Nuno-da-Luz-35-2500x1668.jpg
Valerie Rath

 

For his solo exhibition Airs at Galeria Vera Cortês, Portuguese artist Nuno da Luz works with highly reduced audiovisual media, where this reduction of means leads to an intensification of their symbolic meaning. However, the exhibition can be discussed within a broader framework than the purely work-immanent one, which revolves around the question of representation and the directing of attention. Since this exhibition is also about Palestine, it is precisely this "also" that I would like to address. Moreover, it is an exhibition that makes me reflect on hope, its sustenance and continuation, and our role in such an effort.. But let's start from the beginning.

Upon entering the exhibition Airs, there is a very loud noise—a noise disturbing because of its volume, yet bearable due to its character. It consists of several tonalities merged into one, flooding the room. Orientation feels difficult, as other sensory perceptions are almost drowned out, making it necessary to first understand the source of the sound to make sense of it all.

The origin is a small children's organ on the floor, with a stone pressing an octave from G to F, producing an airstream that releases this sound.

The visual aspect of the show consists of six flagpoles emerging from the walls of Galeria Vera Cortês. The flags hanging from them are not those of a nation but are made of rescue blankets—one side gold, the other silver. On each of these flags is a poem written in black acrylic: on the golden side, in the original language the artist encountered them; on the silver side, in Portuguese translation. There are six different poems, each by a Palestinian writer living in the diaspora.

Zaina Alsous, Dareen Tatour, Fady Joudah, Fadwa Tuqan, Mosab Abu Toha, and Naomi Shihab Nye. Da Luz dedicated a Sunbird to each of them.

Sunbirds is the name the artist gave to this series. The Sunbird, one of Palestine's national symbols, stands for resilience and, above all, the hope of freedom.[1] Each flag is devoted to each of these authors, whose poems also speak of birds and their song, resonating through the air, even when drowned out by the sounds of drones or breaking the silence; they keep on singing.

Then suddenly, silence breaks over the exhibition space—the organ stops. The silence takes over and amplifies the soft crackling of the moving flags, which is now the only sound that can be heard. This silence, initially a relief, grows louder with each passing second until it becomes almost as intense as the previous noise—perhaps even more so.

 

 

 

Da Luz plays with a sense of representational presence, but his work, in fact, draws strength from the contrasted absent—from what cannot be seen, touched, or heard but is nonetheless present in the air(s).

This subtle interplay of presence and absence enhances the artistic expression in the exhibition but also presents challenges in the overall context of the show and how its attention is distributed. After all, attention is a scarce commodity, available only to a certain extent, and its allocation is therefore all the more important—especially when it comes to Palestine. Especially now.
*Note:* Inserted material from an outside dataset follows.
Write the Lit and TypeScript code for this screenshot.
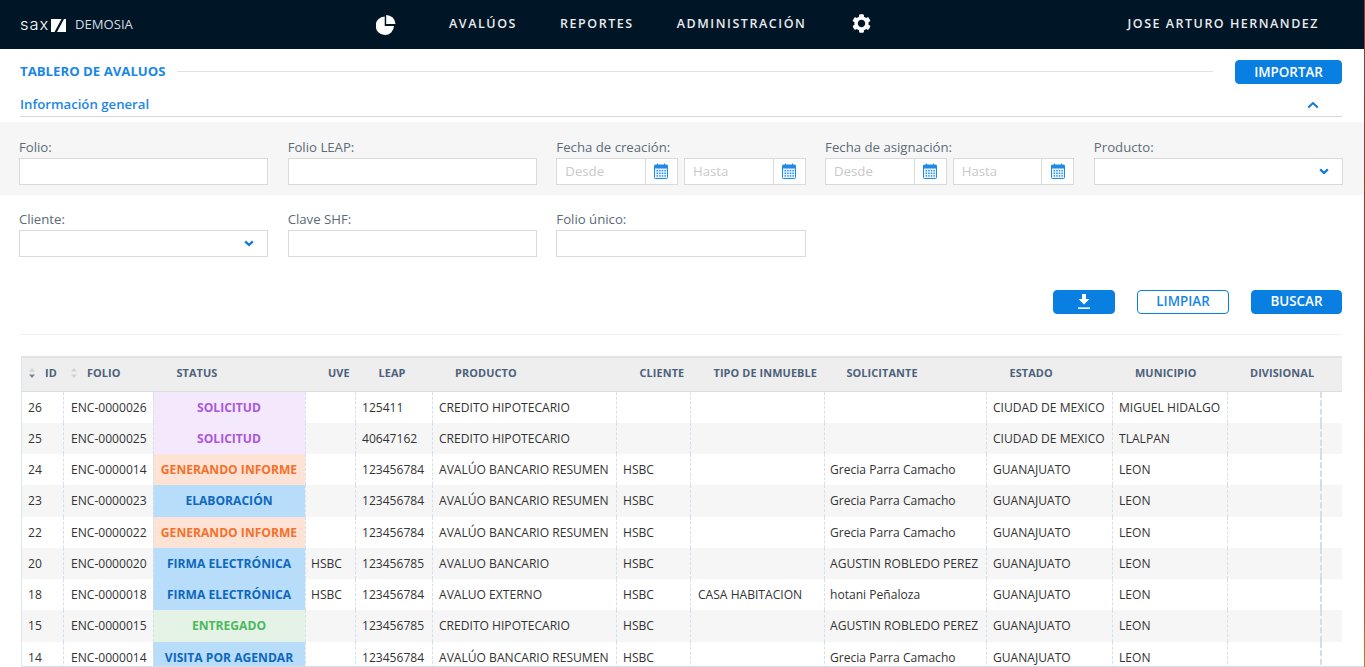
import { LitElement, html, css, svg } from "lit";
import { customElement } from "lit/decorators.js";

type Tone = "sol" | "gen" | "ela" | "ent";
interface Row { id: string; folio: string; status: string; tone: Tone; uve: string; leap: string; prod: string; cli: string; tipo: string; sol: string; edo: string; mun: string; }

const G = "Grecia Parra Camacho";
const A = "AGUSTIN ROBLEDO PEREZ";
const R = "AVALÚO BANCARIO RESUMEN";
const rows: Row[] = [
  { id: "26", folio: "ENC-0000026", status: "SOLICITUD", tone: "sol", uve: "", leap: "125411", prod: "CREDITO HIPOTECARIO", cli: "", tipo: "", sol: "", edo: "CIUDAD DE MEXICO", mun: "MIGUEL HIDALGO" },
  { id: "25", folio: "ENC-0000025", status: "SOLICITUD", tone: "sol", uve: "", leap: "40647162", prod: "CREDITO HIPOTECARIO", cli: "", tipo: "", sol: "", edo: "CIUDAD DE MEXICO", mun: "TLALPAN" },
  { id: "24", folio: "ENC-0000014", status: "GENERANDO INFORME", tone: "gen", uve: "", leap: "123456784", prod: R, cli: "HSBC", tipo: "", sol: G, edo: "GUANAJUATO", mun: "LEON" },
  { id: "23", folio: "ENC-0000023", status: "ELABORACIÓN", tone: "ela", uve: "", leap: "123456784", prod: R, cli: "HSBC", tipo: "", sol: G, edo: "GUANAJUATO", mun: "LEON" },
  { id: "22", folio: "ENC-0000022", status: "GENERANDO INFORME", tone: "gen", uve: "", leap: "123456784", prod: R, cli: "HSBC", tipo: "", sol: G, edo: "GUANAJUATO", mun: "LEON" },
  { id: "20", folio: "ENC-0000020", status: "FIRMA ELECTRÓNICA", tone: "ela", uve: "HSBC", leap: "123456785", prod: "AVALUO BANCARIO", cli: "HSBC", tipo: "", sol: A, edo: "GUANAJUATO", mun: "LEON" },
  { id: "18", folio: "ENC-0000018", status: "FIRMA ELECTRÓNICA", tone: "ela", uve: "HSBC", leap: "123456784", prod: "AVALUO EXTERNO", cli: "HSBC", tipo: "CASA HABITACION", sol: "hotani Peñaloza", edo: "GUANAJUATO", mun: "LEON" },
  { id: "15", folio: "ENC-0000015", status: "ENTREGADO", tone: "ent", uve: "", leap: "123456785", prod: "CREDITO HIPOTECARIO", cli: "HSBC", tipo: "", sol: A, edo: "GUANAJUATO", mun: "LEON" },
  { id: "14", folio: "ENC-0000014", status: "VISITA POR AGENDAR", tone: "ela", uve: "", leap: "123456784", prod: R, cli: "HSBC", tipo: "", sol: G, edo: "GUANAJUATO", mun: "LEON" },
];

const calendar = html`<svg class="cal" viewBox="0 0 14 16" width="14" height="16" aria-hidden="true">
  <path d="M3.5 0.5v3M10.5 0.5v3" stroke="#1e8ae6" stroke-width="1" fill="none"/>
  <rect x="0.5" y="2" width="13" height="13.5" rx="1" fill="#e8f3fd" stroke="#1e8ae6"/>
  <rect x="0.5" y="2" width="13" height="3.5" fill="#1e8ae6"/>
  ${[7, 9.6, 12.2].map((y) => [2.6, 5.2, 7.8, 10.4].map((x) => svg`<rect x="${x}" y="${y}" width="1.4" height="1.4" fill="#1e8ae6"/>`))}
</svg>`;

const chevronDown = html`<svg class="chev" viewBox="0 0 10 7" width="10" height="7" aria-hidden="true"><path d="M1.2 1.4 5 5 8.8 1.4" fill="none" stroke="#1278d8" stroke-width="2.3"/></svg>`;

const sortIcon = (active: boolean) => html`<svg class="sort" viewBox="0 0 8 12" width="8" height="12" aria-hidden="true">
  <path d="M4 1 7 4.6H1Z" fill="#d0d3d6"/><path d="M4 11 1 7.4H7Z" fill="${active ? "#77828d" : "#d0d3d6"}"/>
</svg>`;

@customElement("app-root")
export class AppRoot extends LitElement {
  static styles = css`
    :host { display: block; position: relative; width: 1365px; height: 667px; overflow: hidden; background: #fff; font-family: "Open Sans", "Liberation Sans", sans-serif; color: #333; }
    * { box-sizing: border-box; }
    .edge { position: absolute; top: 0; right: 0; bottom: 0; width: 1px; background: linear-gradient(#8e3c36, #b8431f 85%, #c77a2a); }
    .foot { position: absolute; left: 21px; right: 1px; bottom: 0; height: 1px; background: #d5e0ea; }

    header { height: 49px; background: #001526; color: #fff; display: flex; align-items: center; padding-left: 20px; }
    .brand { flex: 0 0 356px; display: flex; align-items: center; }
    .sax { font-size: 16.5px; line-height: 1; font-weight: 300; letter-spacing: 0.9px; width: 31px; font-family: "Inter", "Open Sans", sans-serif; margin-bottom: 1px; }
    .mark { display: block; margin-right: 10px; margin-bottom: -1px; }
    .demo { font-size: 13.1px; color: #d8dde2; margin-bottom: 2px; margin-left: -1px; }
    .pie { display: block; margin-right: 53px; margin-top: 1px; }
    .nav { font-size: 12.5px; font-weight: 600; letter-spacing: 1.55px; color: #e8ecef; margin-right: 43px; margin-bottom: 2px; white-space: nowrap; }
    .gear { display: block; margin-left: 3px; margin-bottom: 2px; }
    .user { margin-left: auto; margin-right: 46px; margin-bottom: 2px; font-size: 12.5px; font-weight: 600; letter-spacing: 1.5px; color: #e8ecef; }

    .title { height: 35px; margin: 11px 23px 0 20px; display: flex; align-items: flex-start; }
    .title h1 { margin: 0; font-size: 13.2px; line-height: 22px; font-weight: 700; color: #1a87e6; white-space: nowrap; }
    .title .rule { flex: 1; height: 1px; margin: 11px 22px 0 11px; background: #e2e2e2; }
    .btn { font-family: inherit; font-size: 13.4px; font-weight: 600; height: 24px; padding: 0 0 1px; border-radius: 4px; border: 1px solid #0a7fe2; background: #0a7fe2; color: #fff; display: inline-flex; align-items: center; justify-content: center; }
    .btn.imp { width: 107px; }
    .btn.out { background: #fff; color: #1a87e6; width: 92px; }
    .btn.dl { width: 62px; }
    .btn.go { width: 91px; }

    .section { margin: 0 23px 0 20px; height: 22px; border-bottom: 1px solid #d8d8d8; display: flex; justify-content: space-between; align-items: flex-start; font-size: 13.2px; font-weight: 600; color: #1a87e6; line-height: 18px; }
    .section svg { margin: 6px 23px 0 0; display: block; }

    .form { display: grid; grid-template-columns: repeat(5, 1fr); column-gap: 19.6px; padding: 0 22px 0 18.9px; }
    .f1 { margin-top: 5px; height: 73px; padding-top: 16px; background: #f6f6f6; }
    .f2 { padding-top: 15px; }
    .field { min-width: 0; }
    label { display: block; font-size: 13.2px; line-height: 18px; color: #5b6b79; margin-bottom: 2px; }
    .box { display: block; width: 100%; height: 26.5px; border: 1px solid #dadada; background: #fff; font-family: inherit; font-size: 13px; padding: 0 8px; margin: 0; outline: none; color: #333; }
    .sel { display: flex; align-items: center; justify-content: flex-end; padding-right: 13px; }
    .dates { display: grid; grid-template-columns: 1fr 1fr; column-gap: 6px; }
    .date { display: flex; height: 26.5px; border: 1px solid #dadada; background: #fff; min-width: 0; }
    .date input { flex: 1; min-width: 0; width: 0; border: 0; outline: 0; padding: 0 8px; font-family: inherit; font-size: 13.2px; background: transparent; }
    .date input::placeholder { color: #c9c9c9; opacity: 1; }
    .addon { flex: 0 0 32px; border-left: 1px solid #dadada; display: flex; align-items: center; justify-content: center; }
    .cal { display: block; }

    .actions { margin: 33px 23px 0 20px; display: flex; justify-content: flex-end; gap: 22px; height: 24px; }
    .sep { margin: 20px 23px 0 20px; height: 1px; background: #efefef; }

    .table { margin: 21px 23px 0 21px; border-left: 1px solid #dde5ec; }
    .tr { display: grid; grid-template-columns: 41px 90px 152px 50px 77px 184px 74px 134px 162px 126px 115px 93px 1fr; }
    .thead { height: 36px; background: #eeeeee; border-top: 2px solid #e3e3e3; border-bottom: 1px solid #dedede; font-size: 10.9px; font-weight: 700; color: #4c617a; }
    .th { display: flex; align-items: center; padding: 0 0 3px 23.5px; white-space: nowrap; letter-spacing: 0.1px; }
    .th.s { padding-left: 6px; }
    .th.f { padding-left: 7px; }
    .th.a { padding-left: 23px; }
    .th.b { padding-left: 22.5px; }
    .sort { display: block; margin-right: 9px; flex: none; }
    .row { height: 31.25px; font-size: 12.08px; color: #333; }
    .row:nth-child(even) { background: #f6f6f6; }
    .td { display: flex; align-items: center; padding: 0 0 0.2px 6px; white-space: nowrap; overflow: hidden; border-left: 1px dashed #d6e0e9; }
    .td.first { border-left: 0; }
    .td.p7 { padding-left: 7px; }
    .td.p5 { padding-left: 5px; }
    .td.last { border-left: 2px dashed #d3dee8; }
    .td.st { justify-content: center; padding: 0 1px 0.2px 0; font-weight: 700; font-size: 12.1px; }
    .sol { background: #f4e8fc; color: #aa56e0; }
    .gen { background: #fde3d6; color: #f5702a; }
    .ela { background: #b8ddfb; color: #0d68bd; }
    .ent { background: #e4f3e6; color: #4cb860; }
  `;

  private date() {
    return html`<div class="dates">
      <div class="date"><input placeholder="Desde" aria-label="Desde" /><span class="addon">${calendar}</span></div>
      <div class="date"><input placeholder="Hasta" aria-label="Hasta" /><span class="addon">${calendar}</span></div>
    </div>`;
  }

  render() {
    const heads: [string, string][] = [["STATUS", ""], ["UVE", "a"], ["LEAP", ""], ["PRODUCTO", "a"], ["CLIENTE", ""], ["TIPO DE INMUEBLE", ""], ["SOLICITANTE", "b"], ["ESTADO", ""], ["MUNICIPIO", "a"], ["DIVISIONAL", "a"]];
    return html`
      <header>
        <div class="brand">
          <span class="sax">sax</span>
          <svg class="mark" viewBox="0 0 15 13" width="15" height="13" aria-hidden="true">
            <path d="M0 0H10.5L3.5 13H0Z M13 0H15V13H6Z" fill="#fff"/>
          </svg>
          <span class="demo">DEMOSIA</span>
        </div>
        <svg class="pie" viewBox="0 0 20 20" width="20" height="20" aria-hidden="true">
          <path d="M8.7 1.6A9.2 9.2 0 1 0 18 11H8.7Z" fill="#fff"/>
          <path d="M10.2 0A9.3 9.3 0 0 1 19.5 8.9H10.2Z" fill="#fff"/>
        </svg>
        <span class="nav">AVALÚOS</span>
        <span class="nav">REPORTES</span>
        <span class="nav">ADMINISTRACIÓN</span>
        <svg class="gear" viewBox="0 0 512 512" width="19" height="19" aria-hidden="true"><path fill="#fff" d="M487.4 315.7l-42.6-24.6c4.3-23.2 4.3-47 0-70.2l42.6-24.6c4.9-2.8 7.1-8.6 5.5-14-11.1-35.6-30-67.8-54.7-94.6-3.8-4.1-10-5.1-14.8-2.3L380.8 110c-17.9-15.4-38.5-27.3-60.8-35.1V25.8c0-5.6-3.9-10.5-9.4-11.7-36.7-8.2-74.3-7.8-109.2 0-5.5 1.2-9.4 6.1-9.4 11.7V75c-22.2 7.9-42.8 19.8-60.8 35.1L88.7 85.5c-4.9-2.8-11-1.9-14.8 2.3-24.7 26.7-43.6 58.9-54.7 94.6-1.7 5.4 .6 11.2 5.5 14L67.3 221c-4.3 23.2-4.3 47 0 70.2l-42.6 24.6c-4.9 2.8-7.1 8.6-5.5 14 11.1 35.6 30 67.8 54.7 94.6 3.8 4.1 10 5.1 14.8 2.3l42.6-24.6c17.9 15.4 38.5 27.3 60.8 35.1v49.2c0 5.6 3.9 10.5 9.4 11.7 36.7 8.2 74.3 7.8 109.2 0 5.5-1.2 9.4-6.1 9.4-11.7v-49.2c22.2-7.9 42.8-19.8 60.8-35.1l42.6 24.6c4.9 2.8 11 1.9 14.8-2.3 24.7-26.7 43.6-58.9 54.7-94.6 1.5-5.5-.7-11.3-5.6-14.1zM256 356c-55 0-100-45-100-100s45-100 100-100 100 45 100 100-45 100-100 100z"/></svg>
        <span class="user">JOSE ARTURO HERNANDEZ</span>
      </header>

      <div class="title">
        <h1>TABLERO DE AVALUOS</h1>
        <div class="rule"></div>
        <button class="btn imp">IMPORTAR</button>
      </div>
      <div class="section">
        <span>Información general</span>
        <svg viewBox="0 0 12 8" width="12" height="8" aria-hidden="true"><path d="M1.2 6.4 6 2 10.8 6.4" fill="none" stroke="#1278d8" stroke-width="2"/></svg>
      </div>

      <div class="form f1">
        <div class="field"><label>Folio:</label><input class="box" aria-label="Folio" /></div>
        <div class="field"><label>Folio LEAP:</label><input class="box" aria-label="Folio LEAP" /></div>
        <div class="field"><label>Fecha de creación:</label>${this.date()}</div>
        <div class="field"><label>Fecha de asignación:</label>${this.date()}</div>
        <div class="field"><label>Producto:</label><div class="box sel">${chevronDown}</div></div>
      </div>
      <div class="form f2">
        <div class="field"><label>Cliente:</label><div class="box sel">${chevronDown}</div></div>
        <div class="field"><label>Clave SHF:</label><input class="box" aria-label="Clave SHF" /></div>
        <div class="field"><label>Folio único:</label><input class="box" aria-label="Folio único" /></div>
      </div>

      <div class="actions">
        <button class="btn dl" aria-label="Descargar">
          <svg viewBox="0 0 12 15" width="12" height="15" aria-hidden="true"><path d="M4 0H8V5H11.5L6 10.5 .5 5H4Z" fill="#fff"/><rect x="0" y="13.4" width="12" height="1.6" fill="#fff"/></svg>
        </button>
        <button class="btn out">LIMPIAR</button>
        <button class="btn go">BUSCAR</button>
      </div>
      <div class="sep"></div>

      <div class="table">
        <div class="tr thead">
          <div class="th s">${sortIcon(true)}<span>ID</span></div>
          <div class="th f">${sortIcon(false)}<span>FOLIO</span></div>
          ${heads.map(([h, c]) => html`<div class="th ${c}">${h}</div>`)}
          <div class="th"></div>
        </div>
        <div class="tbody">
          ${rows.map((r) => html`<div class="tr row">
            <div class="td first">${r.id}</div>
            <div class="td p7">${r.folio}</div>
            <div class="td st ${r.tone}">${r.status}</div>
            <div class="td p5">${r.uve}</div>
            <div class="td">${r.leap}</div>
            <div class="td">${r.prod}</div>
            <div class="td">${r.cli}</div>
            <div class="td p7">${r.tipo}</div>
            <div class="td p5">${r.sol}</div>
            <div class="td">${r.edo}</div>
            <div class="td">${r.mun}</div>
            <div class="td"></div>
            <div class="td last"></div>
          </div>`)}
        </div>
      </div>
      <div class="foot"></div>
      <div class="edge"></div>
    `;
  }
}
The fact that Da Luz, a Portuguese artist, offers Palestine a platform in an artistic institution like Galeria Vera Cortês is a good thing, as this has been particularly rare in Western (art) institutions in recent months. However, one cannot ignore that this is a representation of an identity outside of his own, and great caution must be exercised. Even though Da Luz presents the six Palestinian authors through their own words, the exhibition’s contextualisation, especially the curatorial text by Carolina Jiménez—while well-written—shifts the focus to the artistic interpretation of this representation. If you create an exhibition about Palestine, then make it about Palestine. Otherwise, you risk turning the very identity you aim to represent into a medium for your own artistic expression.

So, let's turn our attention back to Palestine. To the settler-colonial history of the state of Israel. To the genocide perpetrated by Netanyahu and his extremist government, to the at least 49,000 Palestinians who have been killed to date, to the even more who have been wounded, and to those who are still alive, those who are resilient, who have hope.

The exhibition has something very valuable to offer here: by using the symbol of the national flag in the form of rescue blankets, the poems of Palestinian authors living in the diaspora, and the title of this series being Sunbirds, Da Luz not only illustrates the current emergency situation of these people but also links it to their history of displacement, while simultaneously highlighting their resilience and hope.

The Palestinian Sunbird symbolises not only hope in general but hope in relation to a place—a geography, a habitat. Hope may be a universally transferable feeling, but a hope that is to be decolonial, as in the case of Palestine, is bound to a place—a land, a homeland. Place matters, land matters—especially in a colonial history. The land is the basis of human interaction and shapes our identity in ways that are inextricably linked to it. And although the most urgent hope is for a ceasefire, allowing Palestinians to escape the war zone in Gaza to safety, the long-term hope, on the contrary, is tied to their freedom and to the ability of Palestinians to choose to remain in this very place.

The concept of the geographies of hope[2] that I’m referring to here contrasts with a utopian understanding of hope that is placeless. It frames hope within the context of six dimensions: place, alliance, the unthinkable, perseverance, resilience, and the (im)possible.

The place is a ground underfoot, a starting point for the formulation of hope, and for Palestine, it is also where this hope culminates.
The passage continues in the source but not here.